>> Begin

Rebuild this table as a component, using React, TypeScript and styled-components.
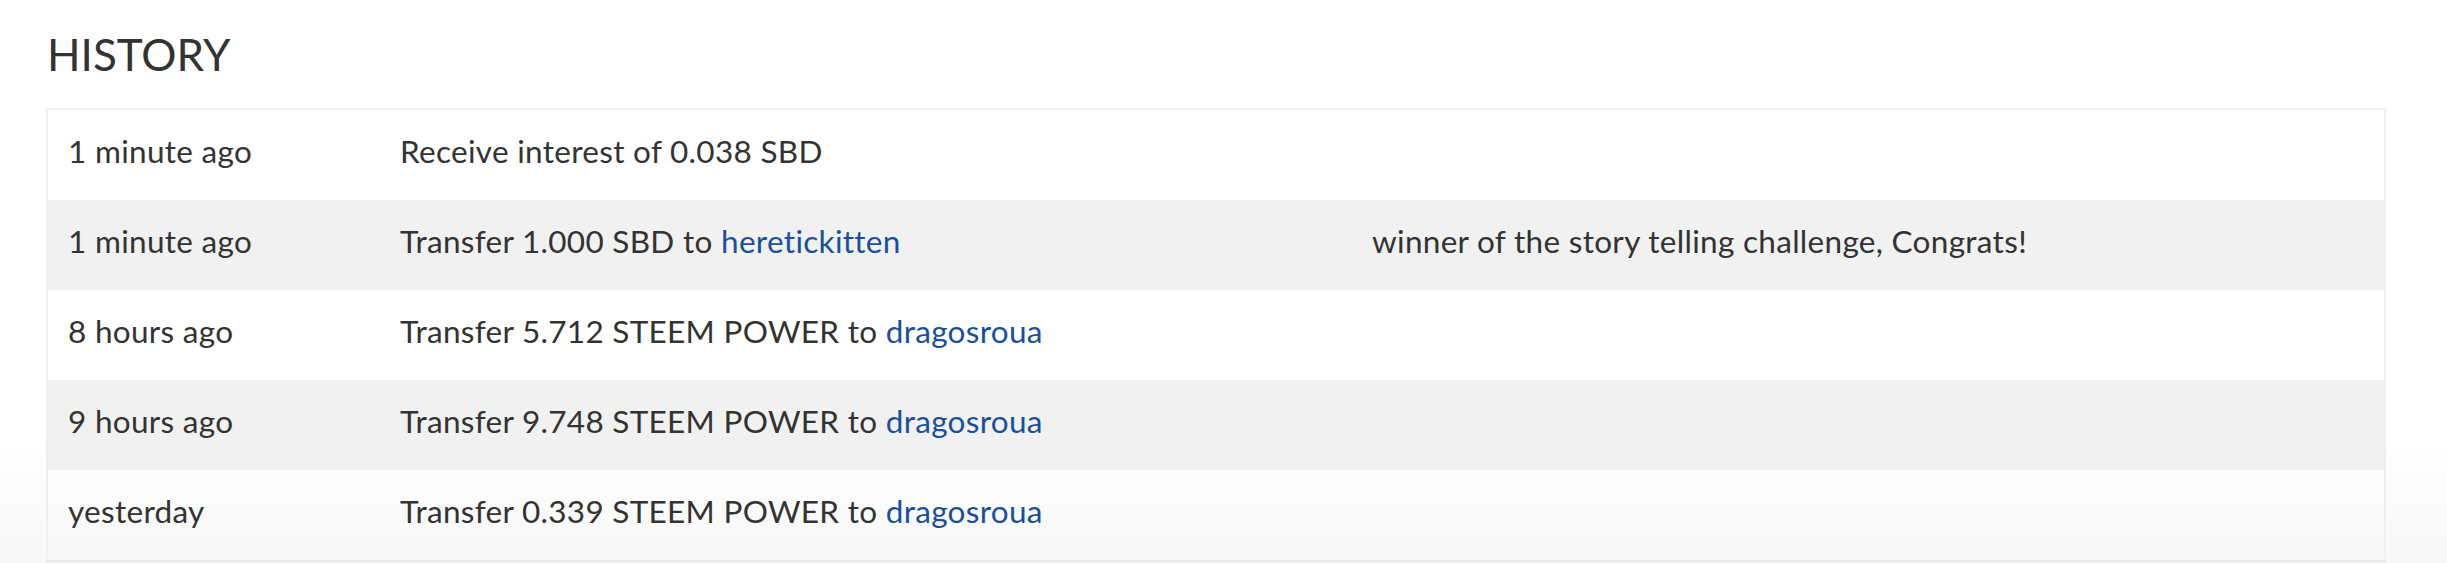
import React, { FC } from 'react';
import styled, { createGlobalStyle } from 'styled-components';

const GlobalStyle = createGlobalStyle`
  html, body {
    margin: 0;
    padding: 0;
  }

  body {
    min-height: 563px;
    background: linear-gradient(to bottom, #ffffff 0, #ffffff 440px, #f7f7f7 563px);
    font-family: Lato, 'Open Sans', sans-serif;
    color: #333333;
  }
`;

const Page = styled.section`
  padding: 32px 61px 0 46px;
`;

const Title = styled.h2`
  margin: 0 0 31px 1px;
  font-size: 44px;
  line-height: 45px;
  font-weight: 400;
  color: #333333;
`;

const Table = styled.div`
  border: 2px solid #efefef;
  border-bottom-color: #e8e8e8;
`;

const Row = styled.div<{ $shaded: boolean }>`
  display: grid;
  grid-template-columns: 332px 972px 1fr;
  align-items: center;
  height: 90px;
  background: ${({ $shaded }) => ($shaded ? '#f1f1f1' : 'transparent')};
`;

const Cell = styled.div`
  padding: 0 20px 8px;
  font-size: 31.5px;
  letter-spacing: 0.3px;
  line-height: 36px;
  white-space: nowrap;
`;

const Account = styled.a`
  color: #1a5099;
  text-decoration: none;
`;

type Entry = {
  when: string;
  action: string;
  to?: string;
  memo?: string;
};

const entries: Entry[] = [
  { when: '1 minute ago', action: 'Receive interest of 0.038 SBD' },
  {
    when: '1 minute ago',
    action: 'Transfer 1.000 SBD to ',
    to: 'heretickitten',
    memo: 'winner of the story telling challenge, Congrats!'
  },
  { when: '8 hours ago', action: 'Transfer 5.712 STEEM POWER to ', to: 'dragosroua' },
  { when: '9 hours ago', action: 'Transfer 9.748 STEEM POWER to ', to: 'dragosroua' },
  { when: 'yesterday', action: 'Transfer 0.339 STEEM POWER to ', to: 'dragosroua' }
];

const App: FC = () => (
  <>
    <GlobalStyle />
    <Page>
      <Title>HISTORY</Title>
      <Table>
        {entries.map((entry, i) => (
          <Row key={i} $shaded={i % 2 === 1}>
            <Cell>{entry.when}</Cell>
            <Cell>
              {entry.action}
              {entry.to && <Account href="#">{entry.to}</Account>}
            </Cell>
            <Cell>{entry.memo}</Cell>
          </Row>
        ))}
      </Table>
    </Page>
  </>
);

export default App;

>> End

> _Written instruction_: Leave out all pictures, then copy the remaining material exactly.

> _Complete output_:
Rebuild this table as a component, using React, TypeScript and styled-components.
import React, { FC } from 'react';
import styled, { createGlobalStyle } from 'styled-components';

const GlobalStyle = createGlobalStyle`
  html, body {
    margin: 0;
    padding: 0;
  }

  body {
    min-height: 563px;
    background: linear-gradient(to bottom, #ffffff 0, #ffffff 440px, #f7f7f7 563px);
    font-family: Lato, 'Open Sans', sans-serif;
    color: #333333;
  }
`;

const Page = styled.section`
  padding: 32px 61px 0 46px;
`;

const Title = styled.h2`
  margin: 0 0 31px 1px;
  font-size: 44px;
  line-height: 45px;
  font-weight: 400;
  color: #333333;
`;

const Table = styled.div`
  border: 2px solid #efefef;
  border-bottom-color: #e8e8e8;
`;

const Row = styled.div<{ $shaded: boolean }>`
  display: grid;
  grid-template-columns: 332px 972px 1fr;
  align-items: center;
  height: 90px;
  background: ${({ $shaded }) => ($shaded ? '#f1f1f1' : 'transparent')};
`;

const Cell = styled.div`
  padding: 0 20px 8px;
  font-size: 31.5px;
  letter-spacing: 0.3px;
  line-height: 36px;
  white-space: nowrap;
`;

const Account = styled.a`
  color: #1a5099;
  text-decoration: none;
`;

type Entry = {
  when: string;
  action: string;
  to?: string;
  memo?: string;
};

const entries: Entry[] = [
  { when: '1 minute ago', action: 'Receive interest of 0.038 SBD' },
  {
    when: '1 minute ago',
    action: 'Transfer 1.000 SBD to ',
    to: 'heretickitten',
    memo: 'winner of the story telling challenge, Congrats!'
  },
  { when: '8 hours ago', action: 'Transfer 5.712 STEEM POWER to ', to: 'dragosroua' },
  { when: '9 hours ago', action: 'Transfer 9.748 STEEM POWER to ', to: 'dragosroua' },
  { when: 'yesterday', action: 'Transfer 0.339 STEEM POWER to ', to: 'dragosroua' }
];

const App: FC = () => (
  <>
    <GlobalStyle />
    <Page>
      <Title>HISTORY</Title>
      <Table>
        {entries.map((entry, i) => (
          <Row key={i} $shaded={i % 2 === 1}>
            <Cell>{entry.when}</Cell>
            <Cell>
              {entry.action}
              {entry.to && <Account href="#">{entry.to}</Account>}
            </Cell>
            <Cell>{entry.memo}</Cell>
          </Row>
        ))}
      </Table>
    </Page>
  </>
);

export default App;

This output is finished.